Search the listing below for the string "components" and show each line that contains it.

**** Records for the task ****

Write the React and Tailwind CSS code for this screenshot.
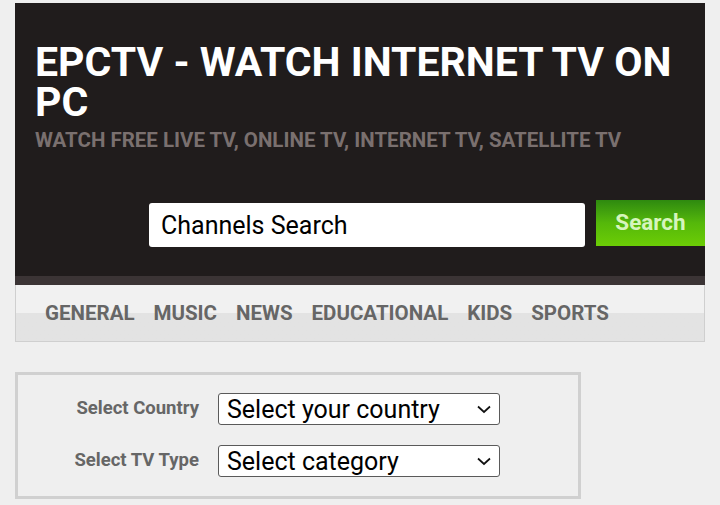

****
**** Records for the task ****

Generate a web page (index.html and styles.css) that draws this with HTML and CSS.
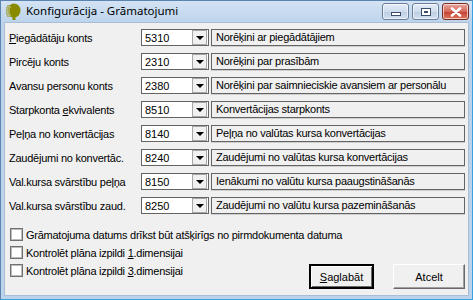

****
**** Records for the task ****

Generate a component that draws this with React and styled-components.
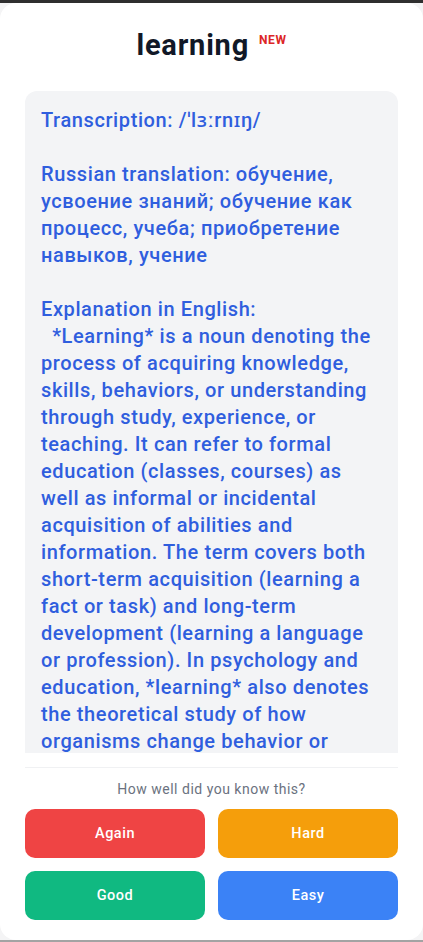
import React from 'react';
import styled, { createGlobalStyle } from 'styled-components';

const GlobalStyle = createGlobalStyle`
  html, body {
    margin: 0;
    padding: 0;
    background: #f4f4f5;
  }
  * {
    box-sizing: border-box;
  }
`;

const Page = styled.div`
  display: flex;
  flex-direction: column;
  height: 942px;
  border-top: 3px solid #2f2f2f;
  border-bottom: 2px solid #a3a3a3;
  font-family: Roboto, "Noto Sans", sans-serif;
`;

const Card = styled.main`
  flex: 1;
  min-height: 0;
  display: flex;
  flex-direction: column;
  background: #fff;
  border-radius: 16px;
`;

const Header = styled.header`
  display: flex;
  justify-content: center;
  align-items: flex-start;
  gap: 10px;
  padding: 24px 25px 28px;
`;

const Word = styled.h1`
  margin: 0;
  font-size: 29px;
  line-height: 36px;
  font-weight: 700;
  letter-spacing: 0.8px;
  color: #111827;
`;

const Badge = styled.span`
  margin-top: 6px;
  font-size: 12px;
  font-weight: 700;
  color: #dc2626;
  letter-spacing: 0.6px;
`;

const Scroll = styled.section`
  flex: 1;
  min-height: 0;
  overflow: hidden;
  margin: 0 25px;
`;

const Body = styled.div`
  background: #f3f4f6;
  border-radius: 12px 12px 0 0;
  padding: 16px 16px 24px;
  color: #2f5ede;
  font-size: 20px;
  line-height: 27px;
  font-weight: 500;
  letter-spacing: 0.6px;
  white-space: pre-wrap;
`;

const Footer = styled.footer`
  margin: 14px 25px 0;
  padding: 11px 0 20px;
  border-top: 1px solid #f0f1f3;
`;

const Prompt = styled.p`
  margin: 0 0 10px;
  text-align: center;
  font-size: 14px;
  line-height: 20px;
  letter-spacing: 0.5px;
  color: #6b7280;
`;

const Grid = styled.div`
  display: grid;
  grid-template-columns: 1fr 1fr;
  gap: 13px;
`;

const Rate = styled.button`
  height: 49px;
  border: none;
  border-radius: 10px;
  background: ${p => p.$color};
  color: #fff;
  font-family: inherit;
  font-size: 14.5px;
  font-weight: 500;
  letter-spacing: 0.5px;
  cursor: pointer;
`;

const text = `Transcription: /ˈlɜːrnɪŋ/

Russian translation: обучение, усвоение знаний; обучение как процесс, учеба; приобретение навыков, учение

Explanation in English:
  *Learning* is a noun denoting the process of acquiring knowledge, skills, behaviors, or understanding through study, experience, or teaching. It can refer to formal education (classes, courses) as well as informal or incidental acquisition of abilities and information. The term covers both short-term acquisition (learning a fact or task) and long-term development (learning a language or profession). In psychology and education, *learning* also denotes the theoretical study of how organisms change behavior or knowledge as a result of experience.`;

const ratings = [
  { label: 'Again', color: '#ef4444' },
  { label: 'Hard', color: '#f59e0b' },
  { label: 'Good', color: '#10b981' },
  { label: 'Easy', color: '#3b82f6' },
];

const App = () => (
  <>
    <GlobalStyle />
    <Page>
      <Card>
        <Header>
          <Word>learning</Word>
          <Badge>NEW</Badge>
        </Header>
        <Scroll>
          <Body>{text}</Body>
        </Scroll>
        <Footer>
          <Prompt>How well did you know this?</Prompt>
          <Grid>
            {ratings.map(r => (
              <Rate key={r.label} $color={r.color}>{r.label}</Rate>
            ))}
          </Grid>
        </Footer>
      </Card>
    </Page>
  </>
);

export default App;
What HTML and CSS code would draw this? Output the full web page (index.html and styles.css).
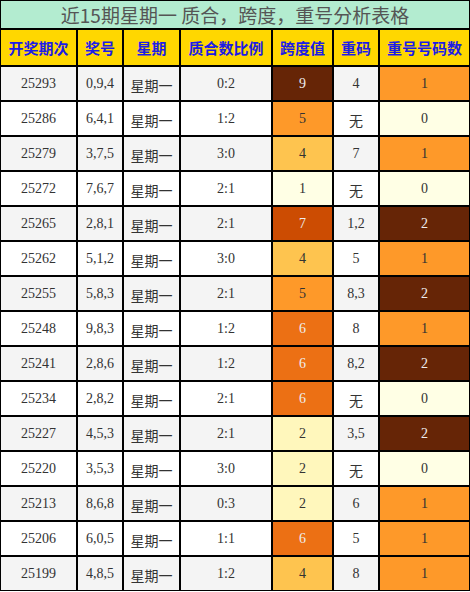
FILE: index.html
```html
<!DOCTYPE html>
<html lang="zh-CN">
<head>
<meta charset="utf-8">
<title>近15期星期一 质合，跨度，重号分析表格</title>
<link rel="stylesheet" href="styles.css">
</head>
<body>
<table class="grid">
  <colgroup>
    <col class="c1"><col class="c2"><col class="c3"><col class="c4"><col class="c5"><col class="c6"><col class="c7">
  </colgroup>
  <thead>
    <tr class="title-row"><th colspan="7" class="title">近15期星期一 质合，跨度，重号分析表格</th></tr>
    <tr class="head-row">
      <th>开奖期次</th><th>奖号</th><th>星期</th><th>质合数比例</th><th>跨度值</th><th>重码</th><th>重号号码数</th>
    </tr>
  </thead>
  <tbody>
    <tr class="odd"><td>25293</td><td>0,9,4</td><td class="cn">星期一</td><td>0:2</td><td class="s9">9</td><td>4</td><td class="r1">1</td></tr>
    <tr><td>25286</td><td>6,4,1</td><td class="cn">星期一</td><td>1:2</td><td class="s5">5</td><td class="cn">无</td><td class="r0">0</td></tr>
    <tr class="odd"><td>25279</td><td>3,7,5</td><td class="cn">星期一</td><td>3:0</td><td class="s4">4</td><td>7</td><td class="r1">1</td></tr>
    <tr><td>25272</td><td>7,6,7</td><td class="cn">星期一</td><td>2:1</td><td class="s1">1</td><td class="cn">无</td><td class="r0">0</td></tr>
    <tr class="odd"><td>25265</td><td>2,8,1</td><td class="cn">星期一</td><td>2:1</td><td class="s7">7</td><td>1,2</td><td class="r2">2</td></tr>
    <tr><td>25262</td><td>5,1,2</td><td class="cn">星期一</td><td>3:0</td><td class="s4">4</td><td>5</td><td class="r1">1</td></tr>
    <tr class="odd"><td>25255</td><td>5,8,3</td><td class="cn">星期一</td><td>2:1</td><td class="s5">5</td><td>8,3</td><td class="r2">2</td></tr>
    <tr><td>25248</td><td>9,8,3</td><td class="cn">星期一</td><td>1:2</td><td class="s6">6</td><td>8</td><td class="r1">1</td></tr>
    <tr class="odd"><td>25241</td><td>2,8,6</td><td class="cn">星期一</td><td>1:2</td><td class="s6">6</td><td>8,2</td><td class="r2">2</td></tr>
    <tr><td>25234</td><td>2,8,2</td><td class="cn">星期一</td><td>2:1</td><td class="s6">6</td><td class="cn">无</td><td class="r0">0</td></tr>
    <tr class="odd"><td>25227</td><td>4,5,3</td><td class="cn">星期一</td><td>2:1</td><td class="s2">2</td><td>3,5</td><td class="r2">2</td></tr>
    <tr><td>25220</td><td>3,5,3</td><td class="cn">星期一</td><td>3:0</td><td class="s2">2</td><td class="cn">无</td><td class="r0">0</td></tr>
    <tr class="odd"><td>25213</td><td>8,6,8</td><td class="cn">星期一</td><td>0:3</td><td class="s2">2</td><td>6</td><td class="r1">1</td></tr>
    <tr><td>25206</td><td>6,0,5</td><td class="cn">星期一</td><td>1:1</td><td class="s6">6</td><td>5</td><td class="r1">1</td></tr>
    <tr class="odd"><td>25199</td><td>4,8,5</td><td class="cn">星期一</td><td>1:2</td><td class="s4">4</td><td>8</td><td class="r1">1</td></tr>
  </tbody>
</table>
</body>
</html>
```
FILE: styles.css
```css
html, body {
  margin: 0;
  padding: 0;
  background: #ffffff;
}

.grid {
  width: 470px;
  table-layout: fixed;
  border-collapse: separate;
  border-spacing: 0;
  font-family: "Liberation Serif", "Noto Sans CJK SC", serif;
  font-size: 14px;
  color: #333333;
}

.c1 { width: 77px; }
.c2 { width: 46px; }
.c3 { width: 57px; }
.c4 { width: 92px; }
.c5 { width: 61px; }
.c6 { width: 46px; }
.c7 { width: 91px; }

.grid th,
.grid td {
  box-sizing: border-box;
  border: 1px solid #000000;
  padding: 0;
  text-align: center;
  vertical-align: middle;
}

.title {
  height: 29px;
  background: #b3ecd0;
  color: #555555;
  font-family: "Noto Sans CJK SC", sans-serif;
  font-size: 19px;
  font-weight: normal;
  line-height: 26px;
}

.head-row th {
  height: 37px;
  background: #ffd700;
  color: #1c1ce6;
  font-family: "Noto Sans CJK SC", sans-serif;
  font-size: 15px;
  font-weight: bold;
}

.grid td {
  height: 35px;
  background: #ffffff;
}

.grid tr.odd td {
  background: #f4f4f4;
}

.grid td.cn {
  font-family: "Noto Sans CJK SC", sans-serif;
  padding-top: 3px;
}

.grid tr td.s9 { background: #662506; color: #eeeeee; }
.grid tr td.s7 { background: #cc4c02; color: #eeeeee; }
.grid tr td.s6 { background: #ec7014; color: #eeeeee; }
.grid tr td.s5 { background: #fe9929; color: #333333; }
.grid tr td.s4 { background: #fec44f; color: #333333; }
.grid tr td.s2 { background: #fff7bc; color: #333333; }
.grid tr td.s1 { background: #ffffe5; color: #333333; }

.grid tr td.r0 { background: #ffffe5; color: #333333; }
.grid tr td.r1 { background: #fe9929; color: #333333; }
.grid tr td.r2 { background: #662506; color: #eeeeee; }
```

****

Task output:
Generate a component that draws this with React and styled-components.
import styled, { createGlobalStyle } from 'styled-components';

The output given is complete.